Sobre o emprego, que julgava que um dia ia desaparecer para dar lugar a um mundo "gratuito para toda a gente", o que lhe valeu a designação de utópico. Sobre os portugueses e Fernando Pessoa, que vem "dizer ao português que é plural e que é na sua pluralidade que ele tem de se afirmar". Sobre o poder, que "não passa de uma vaca: devemos dar-lhe palmadas no rabo e tentar tirar-lhe o leite, é para isso que ele serve".
Sobre a política: "Quanta inteligência da direita é apenas estupidez da esquerda." Sobre a cultura, que "começa por todas as pessoas comerem o que devem comer" e só depois chega aos interesses culturais. E por aí adiante...
Professor, filósofo, ensaísta, tradutor (sabia 15 línguas), poeta e tantas outras coisas, morreu em 1994, poucos dias antes de fazer 88 anos. Interessado pelas relações entre a razão e a mística, a filosofia da História, a história portuguesa, a existência de Deus, a política ou a pedagogia, recusou muitas vezes as designações de "filósofo" e "filosófico", valorizando a cultura popular.
Nasceu no Porto mas cresceu em Barca d"Alva, terra de fronteira com Espanha. Cursou Filologia Clássica na Universidade do Porto, doutorou-se com uma tese sobre Montaigne na Universidade Sorbonne de Paris (onde conheceu António Sérgio, que iria marcar o seu pensamento) e regressou ao Porto para leccionar na Faculdade de Letras. Depois da extinção desta faculdade foi colocado no Liceu de Aveiro, de onde foi demitido por se recusar a assinar um documento, obrigatório, garantindo que não pertencia nem iria pertencer a nenhuma sociedade secreta. Colaborador da Seara Nova, revista onde escreviam os intelectuais críticos do regime de Salazar, lançou depois os Cadernos de Iniciação Cultural, onde se editava literatura mundial mas também biografias e temas diversificados como o budismo, história do linho, literatura grega ou O Cristianismo (1942), censurado, talvez porque ali se fala de um Deus mais real, "que não exige de nós nenhum culto".

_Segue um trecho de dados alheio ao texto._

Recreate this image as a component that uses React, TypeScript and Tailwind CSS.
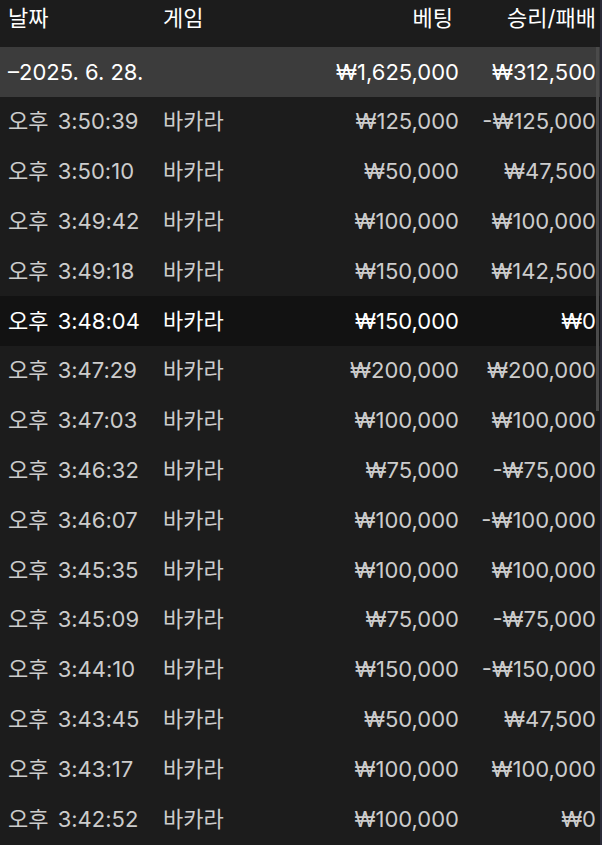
const rows: [string, string, string, boolean?][] = [
  ["오후 3:50:39", "₩125,000", "-₩125,000"],
  ["오후 3:50:10", "₩50,000", "₩47,500"],
  ["오후 3:49:42", "₩100,000", "₩100,000"],
  ["오후 3:49:18", "₩150,000", "₩142,500"],
  ["오후 3:48:04", "₩150,000", "₩0", true],
  ["오후 3:47:29", "₩200,000", "₩200,000"],
  ["오후 3:47:03", "₩100,000", "₩100,000"],
  ["오후 3:46:32", "₩75,000", "-₩75,000"],
  ["오후 3:46:07", "₩100,000", "-₩100,000"],
  ["오후 3:45:35", "₩100,000", "₩100,000"],
  ["오후 3:45:09", "₩75,000", "-₩75,000"],
  ["오후 3:44:10", "₩150,000", "-₩150,000"],
  ["오후 3:43:45", "₩50,000", "₩47,500"],
  ["오후 3:43:17", "₩100,000", "₩100,000"],
  ["오후 3:42:52", "₩100,000", "₩0"],
];

export default function App() {
  return (
    <div
      className="relative h-[845px] w-[602px] overflow-hidden border-r-2 border-[#2b2b38] bg-[#1c1c1c] text-[22px] text-[#cccccc]"
      style={{ fontFamily: 'Inter, "Noto Sans CJK KR", sans-serif' }}
    >
      <div className="flex h-[47px] items-center pb-[10px] pl-2 pr-[4px] text-white">
        <div className="w-[155px]">날짜</div>
        <div className="flex-1">게임</div>
        <div className="pr-[6px] text-right">베팅</div>
        <div className="w-[137px] text-right">승리/패배</div>
      </div>
      <div className="flex h-[50px] items-center bg-[#3c3c3c] pl-2 pr-[4px] text-white">
        <div className="flex-1">–2025. 6. 28.</div>
        <div className="text-right">₩1,625,000</div>
        <div className="w-[137px] text-right">₩312,500</div>
      </div>
      {rows.map(([time, bet, result, active]) => (
        <div
          key={time}
          className={
            active
              ? "flex h-[49.8px] items-center bg-[#121212] pl-2 pr-[4px] text-white"
              : "flex h-[49.8px] items-center pl-2 pr-[4px]"
          }
        >
          <div className="w-[155px] [word-spacing:3px]">{time}</div>
          <div className="flex-1">바카라</div>
          <div className="text-right">{bet}</div>
          <div className="w-[137px] text-right">{result}</div>
        </div>
      ))}
      <div className="absolute right-[1px] top-[47px] h-[364px] w-[3px] bg-[#4a4a4a]" />
    </div>
  );
}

Desiludido com Portugal, retirou-se para o Brasil em 1944. O homem que recuperou a ideia do V Império iniciou uma série de projectos no Brasil, que dizia ser "modelo do futuro quanto à mistura de populações" por ter "uma cultura que, sendo geral, respeita a cultura de cada um".
Com o golpe militar no Brasil, Agostinho da Silva, defensor de um passaporte comum a todos os países de língua portuguesa, regressou a Portugal 25 anos após a saída, com a autorização de Marcelo Caetano, dedicando-se sobretudo à escrita. Apologista da Península Ibérica, disse, depois da queda das ditaduras em Portugal e Espanha: "Tenho a ideia de que ela está em vésperas de uma nova expansão muito mais interessante do que a anterior, porque será uma expansão de espírito, de afecto."
Chamavam-lhe franciscano, para quem, como disseram, estava primeiro a liberdade e depois a fraternidade, desprendido dos bens materiais - nem sequer cobrava os direitos de autor das suas obras como As Aproximações, Reflexão, Cartas a um Jovem Filósofo, Um Fernando Pessoa, Conversação com Diotima, Pensamento à Solta. Agostinho da Silva não tinha bilhete de identidade, nem número de contribuinte.
Numa das Conversas Vadias alguém lhe perguntou quais eram as suas principais qualidades. "As pessoas têm características. Quando não gostamos delas dizemos que são defeitos. Quando gostamos, chamamos qualidades."